Front-end source files:
----------

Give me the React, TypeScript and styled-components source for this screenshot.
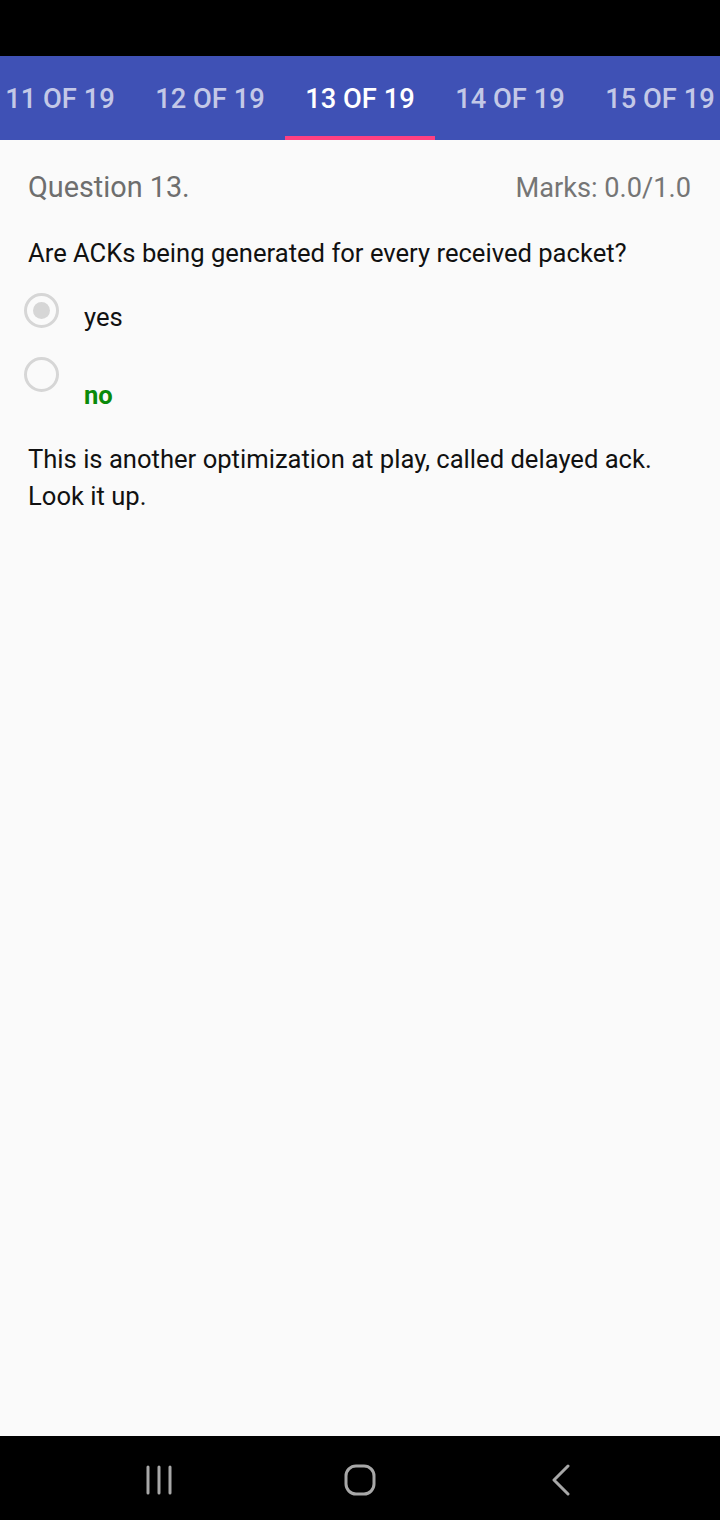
import React from "react";
import styled, {createGlobalStyle} from "styled-components";

const GlobalStyle = createGlobalStyle`
  html, body {
    margin: 0;
    padding: 0;
    background: #FAFAFA;
  }
  body {
    font-family: Roboto, "Noto Sans", sans-serif;
  }
`;

const Screen = styled.div({
  width: 720,
  height: 1520,
  display: "flex",
  flexDirection: "column",
  backgroundColor: "#FAFAFA",
  overflow: "hidden",
});

const StatusBar = styled.div({
  height: 56,
  backgroundColor: "#000",
  flexShrink: 0,
});

const TabBar = styled.div({
  height: 84,
  backgroundColor: "#3F51B5",
  display: "flex",
  flexShrink: 0,
  overflow: "hidden",
  marginLeft: -15, // strip is scrolled so the current tab sits centred
});

const Tab = styled.div<{$active?: boolean}>(({$active}) => ({
  width: 150,
  flexShrink: 0,
  display: "flex",
  alignItems: "center",
  justifyContent: "center",
  fontSize: 27.3,
  fontWeight: 500,
  color: $active ? "#FFFFFF" : "rgba(255,255,255,0.7)",
  boxSizing: "border-box",
  borderBottom: `4px solid ${$active ? "#FF4081" : "transparent"}`,
  paddingTop: 6,
}));

const Content = styled.div({
  flex: 1,
  padding: "30px 28px 0 28px",
});

const HeaderRow = styled.div({
  display: "flex",
  justifyContent: "space-between",
  alignItems: "baseline",
  color: "#6E6E6E",
  lineHeight: "34px",
});

const QuestionTitle = styled.div({
  fontSize: 28.8,
});

const Marks = styled.div({
  fontSize: 27.2,
  color: "#757575",
  marginRight: 1,
});

const QuestionText = styled.div({
  marginTop: 33,
  fontSize: 25.6,
  lineHeight: "30px",
  color: "#111",
});

const Options = styled.div({
  marginTop: 25,
  marginLeft: -4,
  display: "flex",
  flexDirection: "column",
  gap: 16,
});

const Option = styled.div({
  display: "flex",
  alignItems: "flex-start",
  gap: 25,
  minHeight: 48,
});

const Radio = styled.div<{$checked?: boolean}>(({$checked}) => ({
  width: 35,
  height: 35,
  borderRadius: "50%",
  border: "3px solid #D6D6D6",
  boxSizing: "border-box",
  display: "flex",
  alignItems: "center",
  justifyContent: "center",
  flexShrink: 0,
  "&::after": {
    content: '""',
    width: 17,
    height: 17,
    borderRadius: "50%",
    backgroundColor: $checked ? "#D6D6D6" : "transparent",
  },
}));

const OptionLabel = styled.div<{$correct?: boolean}>(({$correct}) => ({
  fontSize: 25.6,
  lineHeight: "30px",
  color: $correct ? "#0A8A0A" : "#111",
  fontWeight: $correct ? 700 : 400,
  paddingTop: $correct ? 23 : 9,
}));

const Explanation = styled.div({
  marginTop: 31,
  fontSize: 25.6,
  lineHeight: "37px",
  color: "#111",
});

const NavBar = styled.div({
  height: 84,
  boxSizing: "border-box",
  paddingTop: 4,
  backgroundColor: "#000",
  display: "flex",
  justifyContent: "center",
  alignItems: "center",
  flexShrink: 0,
});

const NavButton = styled.div({
  width: 201,
  display: "flex",
  justifyContent: "center",
  alignItems: "center",
});

const tabs = [11, 12, 13, 14, 15];

export default function App() {
  return (
    <Screen>
      <GlobalStyle />
      <StatusBar />
      <TabBar>
        {tabs.map((n) => (
          <Tab key={n} $active={n === 13}>
            {n} OF 19
          </Tab>
        ))}
      </TabBar>
      <Content>
        <HeaderRow>
          <QuestionTitle>Question 13.</QuestionTitle>
          <Marks>Marks: 0.0/1.0</Marks>
        </HeaderRow>
        <QuestionText>Are ACKs being generated for every received packet?</QuestionText>
        <Options>
          <Option>
            <Radio $checked />
            <OptionLabel>yes</OptionLabel>
          </Option>
          <Option>
            <Radio />
            <OptionLabel $correct>no</OptionLabel>
          </Option>
        </Options>
        <Explanation>
          This is another optimization at play, called delayed ack.
          <br />
          Look it up.
        </Explanation>
      </Content>
      <NavBar>
        <NavButton>
          <svg width="30" height="30" viewBox="0 0 30 30" fill="none" stroke="#A8A8A8" strokeWidth="3" strokeLinecap="round">
            <line x1="4" y1="2" x2="4" y2="28" />
            <line x1="15" y1="2" x2="15" y2="28" />
            <line x1="26" y1="2" x2="26" y2="28" />
          </svg>
        </NavButton>
        <NavButton>
          <svg width="32" height="32" viewBox="0 0 32 32" fill="none" stroke="#A8A8A8" strokeWidth="3">
            <rect x="2" y="2" width="28" height="28" rx="10" />
          </svg>
        </NavButton>
        <NavButton>
          <svg width="20" height="32" viewBox="0 0 20 32" fill="none" stroke="#A8A8A8" strokeWidth="3" strokeLinecap="round" strokeLinejoin="round">
            <polyline points="17,2 3,16 17,30" />
          </svg>
        </NavButton>
      </NavBar>
    </Screen>
  );
}
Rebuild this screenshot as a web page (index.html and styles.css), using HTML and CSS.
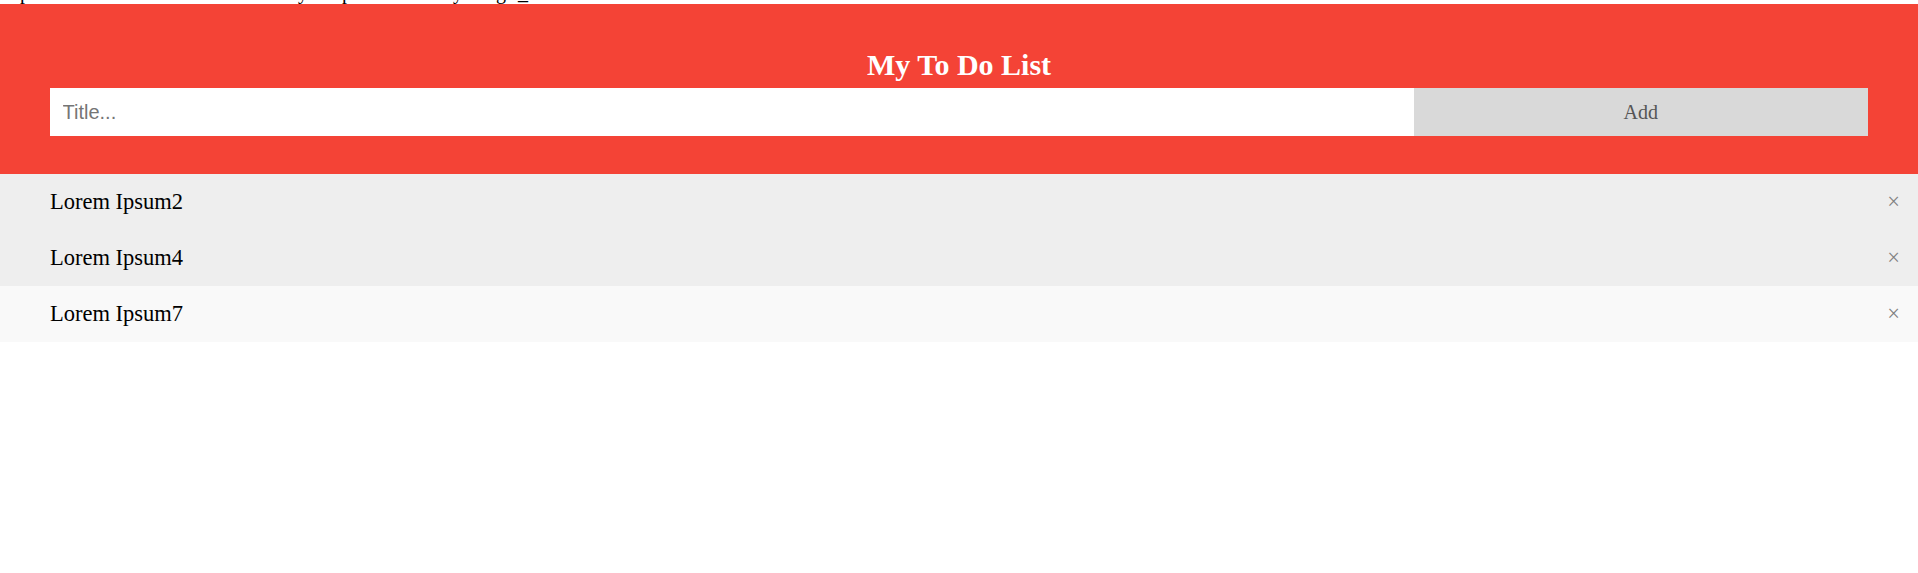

----------

## Set exercise
Take the records above and transcribe them exactly, dropping every picture.

## The response
Give me the React, TypeScript and styled-components source for this screenshot.
import React from "react";
import styled, {createGlobalStyle} from "styled-components";

const GlobalStyle = createGlobalStyle`
  html, body {
    margin: 0;
    padding: 0;
    background: #FAFAFA;
  }
  body {
    font-family: Roboto, "Noto Sans", sans-serif;
  }
`;

const Screen = styled.div({
  width: 720,
  height: 1520,
  display: "flex",
  flexDirection: "column",
  backgroundColor: "#FAFAFA",
  overflow: "hidden",
});

const StatusBar = styled.div({
  height: 56,
  backgroundColor: "#000",
  flexShrink: 0,
});

const TabBar = styled.div({
  height: 84,
  backgroundColor: "#3F51B5",
  display: "flex",
  flexShrink: 0,
  overflow: "hidden",
  marginLeft: -15, // strip is scrolled so the current tab sits centred
});

const Tab = styled.div<{$active?: boolean}>(({$active}) => ({
  width: 150,
  flexShrink: 0,
  display: "flex",
  alignItems: "center",
  justifyContent: "center",
  fontSize: 27.3,
  fontWeight: 500,
  color: $active ? "#FFFFFF" : "rgba(255,255,255,0.7)",
  boxSizing: "border-box",
  borderBottom: `4px solid ${$active ? "#FF4081" : "transparent"}`,
  paddingTop: 6,
}));

const Content = styled.div({
  flex: 1,
  padding: "30px 28px 0 28px",
});

const HeaderRow = styled.div({
  display: "flex",
  justifyContent: "space-between",
  alignItems: "baseline",
  color: "#6E6E6E",
  lineHeight: "34px",
});

const QuestionTitle = styled.div({
  fontSize: 28.8,
});

const Marks = styled.div({
  fontSize: 27.2,
  color: "#757575",
  marginRight: 1,
});

const QuestionText = styled.div({
  marginTop: 33,
  fontSize: 25.6,
  lineHeight: "30px",
  color: "#111",
});

const Options = styled.div({
  marginTop: 25,
  marginLeft: -4,
  display: "flex",
  flexDirection: "column",
  gap: 16,
});

const Option = styled.div({
  display: "flex",
  alignItems: "flex-start",
  gap: 25,
  minHeight: 48,
});

const Radio = styled.div<{$checked?: boolean}>(({$checked}) => ({
  width: 35,
  height: 35,
  borderRadius: "50%",
  border: "3px solid #D6D6D6",
  boxSizing: "border-box",
  display: "flex",
  alignItems: "center",
  justifyContent: "center",
  flexShrink: 0,
  "&::after": {
    content: '""',
    width: 17,
    height: 17,
    borderRadius: "50%",
    backgroundColor: $checked ? "#D6D6D6" : "transparent",
  },
}));

const OptionLabel = styled.div<{$correct?: boolean}>(({$correct}) => ({
  fontSize: 25.6,
  lineHeight: "30px",
  color: $correct ? "#0A8A0A" : "#111",
  fontWeight: $correct ? 700 : 400,
  paddingTop: $correct ? 23 : 9,
}));

const Explanation = styled.div({
  marginTop: 31,
  fontSize: 25.6,
  lineHeight: "37px",
  color: "#111",
});

const NavBar = styled.div({
  height: 84,
  boxSizing: "border-box",
  paddingTop: 4,
  backgroundColor: "#000",
  display: "flex",
  justifyContent: "center",
  alignItems: "center",
  flexShrink: 0,
});

const NavButton = styled.div({
  width: 201,
  display: "flex",
  justifyContent: "center",
  alignItems: "center",
});

const tabs = [11, 12, 13, 14, 15];

export default function App() {
  return (
    <Screen>
      <GlobalStyle />
      <StatusBar />
      <TabBar>
        {tabs.map((n) => (
          <Tab key={n} $active={n === 13}>
            {n} OF 19
          </Tab>
        ))}
      </TabBar>
      <Content>
        <HeaderRow>
          <QuestionTitle>Question 13.</QuestionTitle>
          <Marks>Marks: 0.0/1.0</Marks>
        </HeaderRow>
        <QuestionText>Are ACKs being generated for every received packet?</QuestionText>
        <Options>
          <Option>
            <Radio $checked />
            <OptionLabel>yes</OptionLabel>
          </Option>
          <Option>
            <Radio />
            <OptionLabel $correct>no</OptionLabel>
          </Option>
        </Options>
        <Explanation>
          This is another optimization at play, called delayed ack.
          <br />
          Look it up.
        </Explanation>
      </Content>
      <NavBar>
        <NavButton>
          <svg width="30" height="30" viewBox="0 0 30 30" fill="none" stroke="#A8A8A8" strokeWidth="3" strokeLinecap="round">
            <line x1="4" y1="2" x2="4" y2="28" />
            <line x1="15" y1="2" x2="15" y2="28" />
            <line x1="26" y1="2" x2="26" y2="28" />
          </svg>
        </NavButton>
        <NavButton>
          <svg width="32" height="32" viewBox="0 0 32 32" fill="none" stroke="#A8A8A8" strokeWidth="3">
            <rect x="2" y="2" width="28" height="28" rx="10" />
          </svg>
        </NavButton>
        <NavButton>
          <svg width="20" height="32" viewBox="0 0 20 32" fill="none" stroke="#A8A8A8" strokeWidth="3" strokeLinecap="round" strokeLinejoin="round">
            <polyline points="17,2 3,16 17,30" />
          </svg>
        </NavButton>
      </NavBar>
    </Screen>
  );
}
Rebuild this screenshot as a web page (index.html and styles.css), using HTML and CSS.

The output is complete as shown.